Exercise directions >> Tally the lines that hold the string "this", and reply with the count alone.

Supplied entries >>
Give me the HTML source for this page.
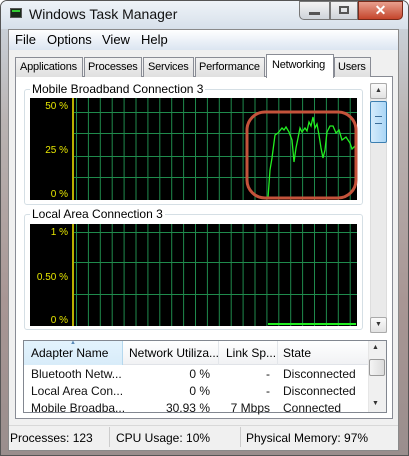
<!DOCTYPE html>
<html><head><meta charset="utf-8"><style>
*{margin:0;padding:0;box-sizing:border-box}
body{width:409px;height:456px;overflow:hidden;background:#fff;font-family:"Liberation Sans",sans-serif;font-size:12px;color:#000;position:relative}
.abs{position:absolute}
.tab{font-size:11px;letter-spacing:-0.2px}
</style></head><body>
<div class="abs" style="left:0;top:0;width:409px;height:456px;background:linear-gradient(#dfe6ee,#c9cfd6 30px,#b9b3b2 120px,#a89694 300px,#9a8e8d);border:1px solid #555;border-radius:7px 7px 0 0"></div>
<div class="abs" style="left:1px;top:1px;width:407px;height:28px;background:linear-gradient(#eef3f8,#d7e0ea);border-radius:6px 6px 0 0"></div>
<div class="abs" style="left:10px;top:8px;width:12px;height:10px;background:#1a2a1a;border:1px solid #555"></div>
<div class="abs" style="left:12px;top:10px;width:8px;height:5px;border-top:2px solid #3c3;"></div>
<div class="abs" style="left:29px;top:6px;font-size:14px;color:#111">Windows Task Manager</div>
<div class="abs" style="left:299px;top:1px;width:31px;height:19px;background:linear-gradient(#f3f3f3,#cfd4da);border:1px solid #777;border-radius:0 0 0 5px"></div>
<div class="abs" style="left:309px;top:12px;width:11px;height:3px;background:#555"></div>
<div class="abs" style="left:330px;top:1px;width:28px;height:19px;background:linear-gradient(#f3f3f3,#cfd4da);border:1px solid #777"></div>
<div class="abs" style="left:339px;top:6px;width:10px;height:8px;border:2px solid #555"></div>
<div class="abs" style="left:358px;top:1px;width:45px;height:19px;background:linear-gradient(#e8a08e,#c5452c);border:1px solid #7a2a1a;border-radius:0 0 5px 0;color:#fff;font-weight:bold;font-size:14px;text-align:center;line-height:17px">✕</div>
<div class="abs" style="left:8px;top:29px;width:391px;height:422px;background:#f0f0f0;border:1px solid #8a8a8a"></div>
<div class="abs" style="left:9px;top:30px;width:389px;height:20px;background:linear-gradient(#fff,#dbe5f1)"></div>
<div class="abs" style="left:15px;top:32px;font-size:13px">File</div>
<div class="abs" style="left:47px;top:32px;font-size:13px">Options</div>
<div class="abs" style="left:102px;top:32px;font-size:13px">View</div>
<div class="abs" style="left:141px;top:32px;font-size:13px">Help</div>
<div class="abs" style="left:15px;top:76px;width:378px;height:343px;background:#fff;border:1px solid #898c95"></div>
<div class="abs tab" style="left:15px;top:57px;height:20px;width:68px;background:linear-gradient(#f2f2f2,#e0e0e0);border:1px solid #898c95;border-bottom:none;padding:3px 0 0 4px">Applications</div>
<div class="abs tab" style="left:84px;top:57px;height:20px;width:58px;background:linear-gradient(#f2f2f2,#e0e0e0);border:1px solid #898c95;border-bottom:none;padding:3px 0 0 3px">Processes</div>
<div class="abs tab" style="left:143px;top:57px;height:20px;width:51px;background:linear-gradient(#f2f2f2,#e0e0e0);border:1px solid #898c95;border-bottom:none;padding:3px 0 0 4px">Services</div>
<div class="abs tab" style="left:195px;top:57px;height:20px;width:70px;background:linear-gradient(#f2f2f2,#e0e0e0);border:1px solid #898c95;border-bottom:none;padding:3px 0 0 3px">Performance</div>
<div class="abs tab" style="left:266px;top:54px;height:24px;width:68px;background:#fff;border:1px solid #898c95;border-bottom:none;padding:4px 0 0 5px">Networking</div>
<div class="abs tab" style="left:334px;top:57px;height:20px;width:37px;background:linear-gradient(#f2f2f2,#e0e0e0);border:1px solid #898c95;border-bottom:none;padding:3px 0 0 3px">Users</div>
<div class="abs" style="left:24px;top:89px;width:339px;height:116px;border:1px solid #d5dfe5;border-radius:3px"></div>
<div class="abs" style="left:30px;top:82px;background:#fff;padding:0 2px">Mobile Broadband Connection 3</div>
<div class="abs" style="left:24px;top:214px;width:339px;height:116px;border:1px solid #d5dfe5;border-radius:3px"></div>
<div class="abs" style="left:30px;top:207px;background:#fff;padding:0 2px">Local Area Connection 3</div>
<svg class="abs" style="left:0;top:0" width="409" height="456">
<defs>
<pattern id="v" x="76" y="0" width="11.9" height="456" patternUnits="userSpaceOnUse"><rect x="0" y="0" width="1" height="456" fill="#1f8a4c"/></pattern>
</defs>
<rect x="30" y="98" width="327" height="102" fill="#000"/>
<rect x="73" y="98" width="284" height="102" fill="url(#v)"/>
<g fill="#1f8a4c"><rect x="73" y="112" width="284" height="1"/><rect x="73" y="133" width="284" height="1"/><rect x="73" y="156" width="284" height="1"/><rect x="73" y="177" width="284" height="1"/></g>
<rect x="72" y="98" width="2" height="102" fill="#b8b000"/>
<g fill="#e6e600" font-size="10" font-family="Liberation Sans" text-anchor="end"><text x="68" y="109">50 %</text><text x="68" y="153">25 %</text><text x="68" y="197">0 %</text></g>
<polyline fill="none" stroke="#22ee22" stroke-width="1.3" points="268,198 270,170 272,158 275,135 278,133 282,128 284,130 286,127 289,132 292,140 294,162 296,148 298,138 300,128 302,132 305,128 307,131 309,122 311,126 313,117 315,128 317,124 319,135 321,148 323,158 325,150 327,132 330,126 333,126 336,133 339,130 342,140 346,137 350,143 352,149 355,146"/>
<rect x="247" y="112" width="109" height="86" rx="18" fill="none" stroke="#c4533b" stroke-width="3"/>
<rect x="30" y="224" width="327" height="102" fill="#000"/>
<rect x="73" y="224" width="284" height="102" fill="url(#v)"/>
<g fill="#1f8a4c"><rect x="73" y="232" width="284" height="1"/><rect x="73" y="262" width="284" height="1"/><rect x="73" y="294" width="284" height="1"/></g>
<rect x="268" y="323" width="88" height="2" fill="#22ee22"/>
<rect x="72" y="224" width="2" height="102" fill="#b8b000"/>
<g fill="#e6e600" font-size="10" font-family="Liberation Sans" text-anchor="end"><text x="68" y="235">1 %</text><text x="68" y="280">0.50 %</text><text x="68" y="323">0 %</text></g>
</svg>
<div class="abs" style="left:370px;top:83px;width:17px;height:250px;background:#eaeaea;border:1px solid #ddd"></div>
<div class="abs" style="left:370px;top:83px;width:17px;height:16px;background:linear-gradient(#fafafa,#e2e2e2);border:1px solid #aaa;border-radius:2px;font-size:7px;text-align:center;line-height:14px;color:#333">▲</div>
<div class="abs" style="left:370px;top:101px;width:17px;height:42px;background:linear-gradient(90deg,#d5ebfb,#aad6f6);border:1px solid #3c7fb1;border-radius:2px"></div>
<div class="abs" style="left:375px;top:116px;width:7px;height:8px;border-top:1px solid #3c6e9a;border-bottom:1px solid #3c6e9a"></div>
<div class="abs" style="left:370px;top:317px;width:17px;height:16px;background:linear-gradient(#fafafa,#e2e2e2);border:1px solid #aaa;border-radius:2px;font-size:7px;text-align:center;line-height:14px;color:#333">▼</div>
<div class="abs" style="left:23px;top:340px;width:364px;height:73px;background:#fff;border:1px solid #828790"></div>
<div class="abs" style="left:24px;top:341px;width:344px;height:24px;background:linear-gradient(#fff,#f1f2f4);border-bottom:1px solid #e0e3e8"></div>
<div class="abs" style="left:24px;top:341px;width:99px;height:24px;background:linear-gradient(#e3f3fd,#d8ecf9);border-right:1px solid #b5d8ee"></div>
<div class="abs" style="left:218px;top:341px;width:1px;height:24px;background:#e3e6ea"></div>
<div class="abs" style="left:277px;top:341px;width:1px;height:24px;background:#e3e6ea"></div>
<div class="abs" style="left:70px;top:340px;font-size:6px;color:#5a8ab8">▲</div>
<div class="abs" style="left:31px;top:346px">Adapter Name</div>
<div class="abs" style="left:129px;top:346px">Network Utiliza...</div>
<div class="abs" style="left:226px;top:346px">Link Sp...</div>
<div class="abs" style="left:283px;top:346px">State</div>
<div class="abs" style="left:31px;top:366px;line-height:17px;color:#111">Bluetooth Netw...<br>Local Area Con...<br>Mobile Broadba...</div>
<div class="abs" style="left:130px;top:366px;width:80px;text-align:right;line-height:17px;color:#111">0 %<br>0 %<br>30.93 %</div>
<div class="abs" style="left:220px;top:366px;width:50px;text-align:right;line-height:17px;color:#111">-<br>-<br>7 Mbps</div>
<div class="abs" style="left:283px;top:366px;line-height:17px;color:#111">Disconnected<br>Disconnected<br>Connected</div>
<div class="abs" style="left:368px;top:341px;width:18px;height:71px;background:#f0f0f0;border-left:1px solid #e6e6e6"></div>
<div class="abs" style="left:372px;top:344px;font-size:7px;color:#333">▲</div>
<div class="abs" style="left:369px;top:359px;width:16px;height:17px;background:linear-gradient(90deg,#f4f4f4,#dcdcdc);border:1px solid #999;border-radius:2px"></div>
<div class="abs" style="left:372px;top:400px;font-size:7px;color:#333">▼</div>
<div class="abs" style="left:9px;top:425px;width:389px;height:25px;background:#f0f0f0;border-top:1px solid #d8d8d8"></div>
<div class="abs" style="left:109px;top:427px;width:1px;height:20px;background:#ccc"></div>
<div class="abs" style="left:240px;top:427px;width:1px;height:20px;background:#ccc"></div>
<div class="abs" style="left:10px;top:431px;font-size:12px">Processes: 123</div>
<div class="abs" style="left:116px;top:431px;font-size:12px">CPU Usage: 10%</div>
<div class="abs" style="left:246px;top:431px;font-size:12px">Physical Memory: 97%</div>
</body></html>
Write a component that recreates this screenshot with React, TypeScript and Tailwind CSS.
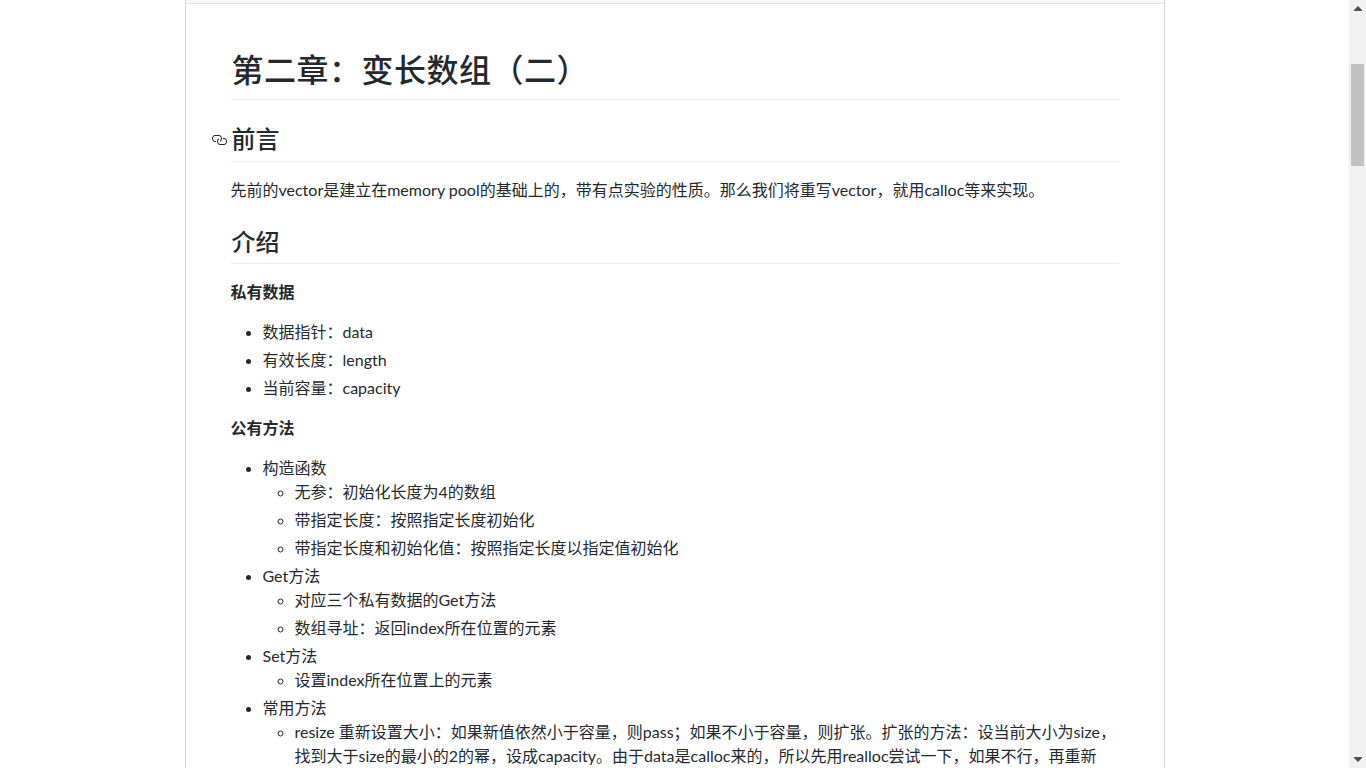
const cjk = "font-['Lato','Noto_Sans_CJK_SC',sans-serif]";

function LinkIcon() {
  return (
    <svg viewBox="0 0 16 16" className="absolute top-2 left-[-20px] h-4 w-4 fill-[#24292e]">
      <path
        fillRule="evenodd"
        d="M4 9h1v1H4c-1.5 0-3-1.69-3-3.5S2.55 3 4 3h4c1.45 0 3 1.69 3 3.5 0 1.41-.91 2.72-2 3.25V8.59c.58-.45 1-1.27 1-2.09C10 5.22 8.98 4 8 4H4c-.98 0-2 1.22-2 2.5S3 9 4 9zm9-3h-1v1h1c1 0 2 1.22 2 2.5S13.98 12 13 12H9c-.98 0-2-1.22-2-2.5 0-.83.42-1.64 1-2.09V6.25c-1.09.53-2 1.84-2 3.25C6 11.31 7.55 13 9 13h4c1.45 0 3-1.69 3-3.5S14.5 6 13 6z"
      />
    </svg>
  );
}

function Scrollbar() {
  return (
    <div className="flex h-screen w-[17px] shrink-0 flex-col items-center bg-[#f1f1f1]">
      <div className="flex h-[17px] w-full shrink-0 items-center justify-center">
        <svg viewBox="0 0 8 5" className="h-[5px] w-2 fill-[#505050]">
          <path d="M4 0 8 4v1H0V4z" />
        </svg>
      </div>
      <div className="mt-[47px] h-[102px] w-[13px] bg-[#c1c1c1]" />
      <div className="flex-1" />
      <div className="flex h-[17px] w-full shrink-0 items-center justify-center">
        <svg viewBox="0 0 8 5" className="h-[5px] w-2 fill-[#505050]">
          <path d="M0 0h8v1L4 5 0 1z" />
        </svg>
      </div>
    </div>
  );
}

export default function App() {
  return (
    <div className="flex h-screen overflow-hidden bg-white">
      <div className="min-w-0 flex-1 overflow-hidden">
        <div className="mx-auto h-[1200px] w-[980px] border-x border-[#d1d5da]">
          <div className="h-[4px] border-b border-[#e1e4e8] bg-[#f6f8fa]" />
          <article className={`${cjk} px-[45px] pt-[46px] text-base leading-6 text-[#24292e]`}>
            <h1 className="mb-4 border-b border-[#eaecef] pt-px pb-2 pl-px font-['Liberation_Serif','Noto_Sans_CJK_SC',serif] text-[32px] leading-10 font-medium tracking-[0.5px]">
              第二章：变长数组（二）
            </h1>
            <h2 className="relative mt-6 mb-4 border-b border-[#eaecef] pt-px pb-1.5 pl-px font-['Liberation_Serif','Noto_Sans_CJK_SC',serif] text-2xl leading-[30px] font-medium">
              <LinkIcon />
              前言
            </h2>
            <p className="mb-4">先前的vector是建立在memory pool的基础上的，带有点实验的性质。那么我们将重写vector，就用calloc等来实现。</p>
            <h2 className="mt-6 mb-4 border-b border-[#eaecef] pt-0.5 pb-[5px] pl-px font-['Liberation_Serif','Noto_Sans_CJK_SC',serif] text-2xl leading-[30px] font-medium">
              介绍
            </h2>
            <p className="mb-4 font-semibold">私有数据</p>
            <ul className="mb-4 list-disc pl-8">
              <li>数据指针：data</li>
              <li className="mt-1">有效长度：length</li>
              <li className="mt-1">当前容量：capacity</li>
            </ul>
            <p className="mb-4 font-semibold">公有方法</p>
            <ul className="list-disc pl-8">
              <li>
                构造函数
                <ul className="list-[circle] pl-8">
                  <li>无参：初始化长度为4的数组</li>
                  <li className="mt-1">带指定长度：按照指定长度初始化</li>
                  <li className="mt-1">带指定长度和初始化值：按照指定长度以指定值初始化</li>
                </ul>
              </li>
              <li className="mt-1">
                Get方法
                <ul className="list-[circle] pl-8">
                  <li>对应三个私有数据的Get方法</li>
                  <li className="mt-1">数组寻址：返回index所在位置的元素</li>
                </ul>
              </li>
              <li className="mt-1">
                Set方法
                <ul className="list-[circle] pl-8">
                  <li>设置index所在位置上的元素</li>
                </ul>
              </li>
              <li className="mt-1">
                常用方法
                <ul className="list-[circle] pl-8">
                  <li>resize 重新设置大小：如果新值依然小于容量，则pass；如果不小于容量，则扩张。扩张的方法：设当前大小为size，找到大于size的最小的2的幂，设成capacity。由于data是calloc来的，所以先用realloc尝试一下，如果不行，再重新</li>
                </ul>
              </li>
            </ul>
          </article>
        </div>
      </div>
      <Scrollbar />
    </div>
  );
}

Answer to the task >> 2